On Aug. 18, 2014, Al Hardan checked the box on an application to become a naturalized U.S. citizen indicating that he didn't associate with any terrorist organizations, according to court documents. But from the time of his application until 2015, he continued to buy electronic components to make circuitry and the tools to assemble bomb detonators.

Crime was 'checking that box'

After nearly two years in federal detention, Al Hardan appeared in court Monday in an olive green jail uniform, his hair parted and slicked back. He wore earphones to hear the Arabic court translator.

Judge Hughes gave him a chance to speak, but questioned him throughout the sentencing.

"I want to apologize for the wrong I've done," he told the judge in accented English, reading from notes, saying he had been "foolish" and he would never do it again.

"I didn't plan to attack any place or plan to hurt someone," he said, emphasizing that the informant had been the one who suggested specific places to attack. "Your honor, I'm not trying to make any excuses, but I didn't plan to hurt nobody."
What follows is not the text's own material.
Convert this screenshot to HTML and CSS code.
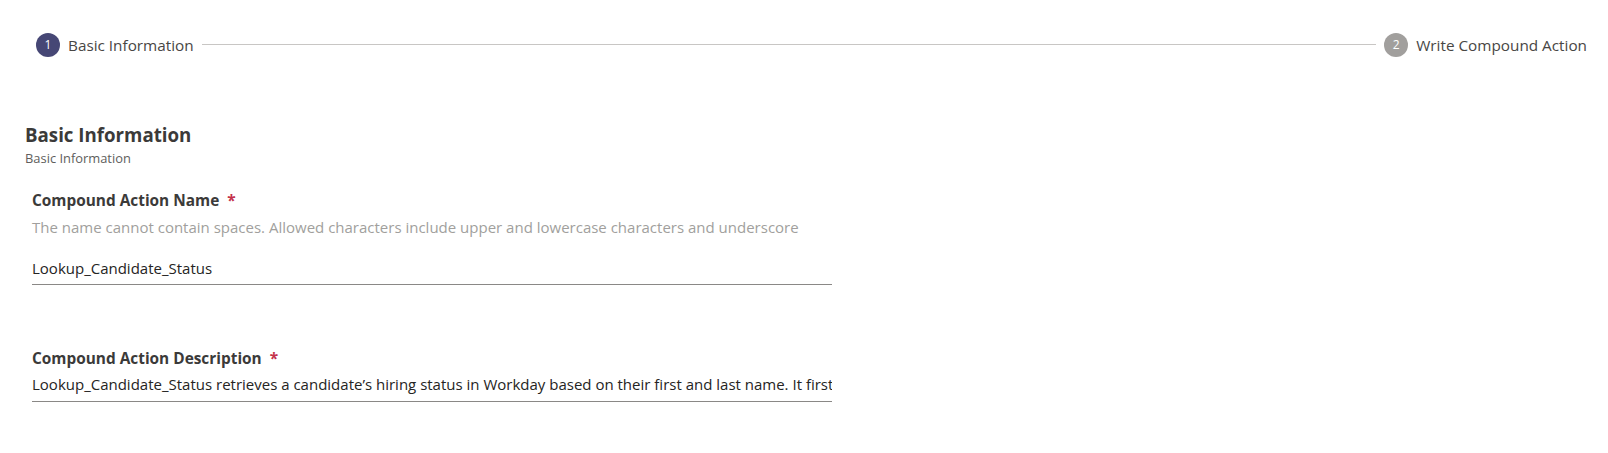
FILE: index.html
```html
<!DOCTYPE html>
<html lang="en">
<head>
<meta charset="utf-8">
<title>Compound Action</title>
<link rel="stylesheet" href="styles.css">
</head>
<body>
  <div class="stepper">
    <div class="step step-active">
      <span class="step-num">1</span>
      <span class="step-label">Basic Information</span>
    </div>
    <div class="step-line"></div>
    <div class="step">
      <span class="step-num">2</span>
      <span class="step-label">Write Compound Action</span>
    </div>
  </div>

  <section class="section">
    <h2 class="section-title">Basic Information</h2>
    <div class="section-sub">Basic Information</div>

    <div class="field field-name">
      <div class="field-label">Compound Action Name <span class="req">*</span></div>
      <div class="field-help">The name cannot contain spaces. Allowed characters include upper and lowercase characters and underscore</div>
      <div class="field-input">Lookup_Candidate_Status</div>
    </div>

    <div class="field field-desc">
      <div class="field-label">Compound Action Description <span class="req">*</span></div>
      <div class="field-input field-input-desc">Lookup_Candidate_Status retrieves a candidate’s hiring status in Workday based on their first and last name. It first searches for the candidate and then returns their current status.</div>
    </div>
  </section>
</body>
</html>
```

FILE: styles.css
```css
html, body {
  margin: 0;
  padding: 0;
  background: #ffffff;
}

body {
  font-family: "Open Sans", "Noto Sans", sans-serif;
  color: #252423;
}

.stepper {
  display: flex;
  align-items: center;
  padding: 33px 21px 0 36px;
}

.step {
  display: flex;
  align-items: center;
  gap: 8px;
  flex: none;
}

.step-num {
  width: 24px;
  height: 24px;
  border-radius: 50%;
  background: #a19f9d;
  color: #ffffff;
  font-size: 12px;
  line-height: 24px;
  text-align: center;
}

.step-active .step-num {
  background: #464775;
}

.step-label {
  font-size: 15.3px;
  line-height: 24px;
  color: #484644;
}

.step-line {
  flex: 1;
  height: 1px;
  background: #c8c6c4;
  margin: 0 8px;
  position: relative;
  top: -1px;
}

.section {
  padding: 65px 0 0 25px;
}

.section-title {
  margin: 0;
  font-size: 18.7px;
  line-height: 26px;
  font-weight: 700;
  color: #3b3a39;
}

.section-sub {
  margin-top: 2px;
  font-size: 12.9px;
  line-height: 16px;
  color: #605e5c;
}

.field {
  margin-left: 7px;
  width: 800px;
}

.field-name {
  margin-top: 25px;
}

.field-desc {
  margin-top: 64px;
}

.field-label {
  font-size: 15.4px;
  line-height: 20px;
  font-weight: 700;
  color: #3b3a39;
}

.req {
  color: #c4314b;
  margin-left: 4px;
}

.field-help {
  margin-top: 6px;
  font-size: 15px;
  line-height: 20px;
  color: #a19f9d;
}

.field-input {
  margin-top: 21px;
  font-size: 15px;
  line-height: 20px;
  color: #252423;
  padding-bottom: 6px;
  border-bottom: 1px solid #8a8886;
  white-space: nowrap;
  overflow: hidden;
}

.field-input-desc {
  margin-top: 5px;
  padding-bottom: 7px;
}
```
"Did you vehemently disassociate yourself from that suggestion?" the judge asked.

Al Hardan's lawyer jumped in, saying it was a mistake for his client not to end contact immediately with the informant.
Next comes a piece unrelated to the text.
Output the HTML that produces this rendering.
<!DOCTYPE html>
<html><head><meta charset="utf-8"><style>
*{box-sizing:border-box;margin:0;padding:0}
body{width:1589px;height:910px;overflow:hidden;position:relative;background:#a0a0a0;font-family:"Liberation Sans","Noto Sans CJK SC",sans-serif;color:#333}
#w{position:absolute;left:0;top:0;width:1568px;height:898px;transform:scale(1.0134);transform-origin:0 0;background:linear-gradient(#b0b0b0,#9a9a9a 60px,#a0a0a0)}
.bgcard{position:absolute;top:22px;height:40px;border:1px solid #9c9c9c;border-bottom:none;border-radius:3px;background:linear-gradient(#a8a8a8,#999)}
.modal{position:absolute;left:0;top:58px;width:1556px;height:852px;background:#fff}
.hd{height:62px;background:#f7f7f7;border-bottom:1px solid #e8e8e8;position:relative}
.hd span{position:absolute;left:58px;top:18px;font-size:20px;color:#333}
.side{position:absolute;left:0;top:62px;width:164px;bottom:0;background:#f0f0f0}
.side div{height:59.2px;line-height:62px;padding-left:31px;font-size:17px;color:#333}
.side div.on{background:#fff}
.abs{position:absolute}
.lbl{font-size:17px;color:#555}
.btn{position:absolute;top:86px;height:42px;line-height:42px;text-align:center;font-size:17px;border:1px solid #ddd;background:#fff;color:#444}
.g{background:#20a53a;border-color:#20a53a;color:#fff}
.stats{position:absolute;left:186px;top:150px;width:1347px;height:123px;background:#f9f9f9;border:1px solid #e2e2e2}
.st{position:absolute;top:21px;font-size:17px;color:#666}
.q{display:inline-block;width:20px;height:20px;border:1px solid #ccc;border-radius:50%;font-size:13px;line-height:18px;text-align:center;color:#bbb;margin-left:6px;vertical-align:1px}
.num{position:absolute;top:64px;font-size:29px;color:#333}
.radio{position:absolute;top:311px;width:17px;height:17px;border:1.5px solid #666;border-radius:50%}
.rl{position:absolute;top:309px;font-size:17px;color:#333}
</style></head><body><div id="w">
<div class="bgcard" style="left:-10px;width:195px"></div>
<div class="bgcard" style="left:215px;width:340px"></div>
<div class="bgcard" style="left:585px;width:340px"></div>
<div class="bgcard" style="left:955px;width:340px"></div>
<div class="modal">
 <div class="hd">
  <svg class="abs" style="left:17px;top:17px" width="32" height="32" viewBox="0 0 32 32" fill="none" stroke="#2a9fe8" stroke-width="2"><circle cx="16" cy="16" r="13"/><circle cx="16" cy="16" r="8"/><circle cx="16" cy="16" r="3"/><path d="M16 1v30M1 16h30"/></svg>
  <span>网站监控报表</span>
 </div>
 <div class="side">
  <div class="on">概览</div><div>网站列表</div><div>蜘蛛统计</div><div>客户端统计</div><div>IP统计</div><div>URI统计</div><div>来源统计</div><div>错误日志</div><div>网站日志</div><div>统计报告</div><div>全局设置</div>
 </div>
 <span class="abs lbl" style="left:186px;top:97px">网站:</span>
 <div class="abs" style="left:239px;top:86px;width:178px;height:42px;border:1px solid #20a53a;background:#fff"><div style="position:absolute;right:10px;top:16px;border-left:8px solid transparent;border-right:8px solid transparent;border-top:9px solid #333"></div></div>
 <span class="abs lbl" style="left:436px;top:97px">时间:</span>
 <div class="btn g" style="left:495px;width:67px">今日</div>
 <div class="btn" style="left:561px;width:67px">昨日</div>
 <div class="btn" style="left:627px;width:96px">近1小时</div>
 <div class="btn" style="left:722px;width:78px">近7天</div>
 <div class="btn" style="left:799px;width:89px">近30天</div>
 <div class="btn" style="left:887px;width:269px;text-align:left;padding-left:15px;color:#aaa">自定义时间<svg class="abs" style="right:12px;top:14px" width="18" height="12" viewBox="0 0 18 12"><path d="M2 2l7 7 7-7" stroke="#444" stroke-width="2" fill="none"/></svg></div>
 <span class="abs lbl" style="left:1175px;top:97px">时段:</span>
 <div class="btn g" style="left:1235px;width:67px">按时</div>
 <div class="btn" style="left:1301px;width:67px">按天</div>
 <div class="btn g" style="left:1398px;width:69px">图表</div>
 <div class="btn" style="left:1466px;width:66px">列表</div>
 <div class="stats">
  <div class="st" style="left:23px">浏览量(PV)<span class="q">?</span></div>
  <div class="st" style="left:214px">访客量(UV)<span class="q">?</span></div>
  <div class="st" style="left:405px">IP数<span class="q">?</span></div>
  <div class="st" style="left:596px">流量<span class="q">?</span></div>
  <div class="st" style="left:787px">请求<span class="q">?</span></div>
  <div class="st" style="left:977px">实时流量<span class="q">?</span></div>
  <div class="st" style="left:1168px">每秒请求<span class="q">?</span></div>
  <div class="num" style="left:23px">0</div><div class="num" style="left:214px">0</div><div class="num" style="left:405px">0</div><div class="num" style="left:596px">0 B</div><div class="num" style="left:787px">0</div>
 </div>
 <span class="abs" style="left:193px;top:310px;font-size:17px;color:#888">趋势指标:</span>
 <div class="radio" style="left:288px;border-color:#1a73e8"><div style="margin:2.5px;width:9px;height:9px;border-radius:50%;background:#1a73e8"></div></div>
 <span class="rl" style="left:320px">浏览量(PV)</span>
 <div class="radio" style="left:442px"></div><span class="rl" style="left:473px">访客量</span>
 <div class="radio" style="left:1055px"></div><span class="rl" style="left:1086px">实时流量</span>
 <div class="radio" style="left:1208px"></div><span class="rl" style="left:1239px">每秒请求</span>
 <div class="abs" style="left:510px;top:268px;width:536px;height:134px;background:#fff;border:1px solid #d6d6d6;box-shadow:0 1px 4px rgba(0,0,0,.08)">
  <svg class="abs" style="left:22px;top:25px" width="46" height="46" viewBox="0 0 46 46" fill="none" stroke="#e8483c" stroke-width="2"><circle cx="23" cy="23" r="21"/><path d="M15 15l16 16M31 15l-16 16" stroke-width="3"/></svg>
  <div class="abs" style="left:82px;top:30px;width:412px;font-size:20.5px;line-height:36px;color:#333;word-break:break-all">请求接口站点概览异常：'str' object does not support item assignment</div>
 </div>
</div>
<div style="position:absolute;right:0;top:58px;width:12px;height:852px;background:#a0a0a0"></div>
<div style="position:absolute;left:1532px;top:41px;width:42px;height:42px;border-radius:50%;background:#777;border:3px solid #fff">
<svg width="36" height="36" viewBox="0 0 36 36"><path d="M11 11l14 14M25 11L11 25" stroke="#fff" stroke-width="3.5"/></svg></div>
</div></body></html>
The judge said it wasn't a crime to say stupid or violent things on social media "or we'd have to fill half the country with prisons," he said.

People are free to own an ISIS flag, they're free to watch videos about making bombs and improvised devices, the judge noted. Al Hardan's crime was in checking that box, lying on his passport so he could carry out his plan to go to Syria and be a bombmaker for ISIS. It was planning and training.

Al Hardan was ordered to serve 16 years in prison followed by a lifetime of supervised release, if immigration authorities allow him to remain in the country.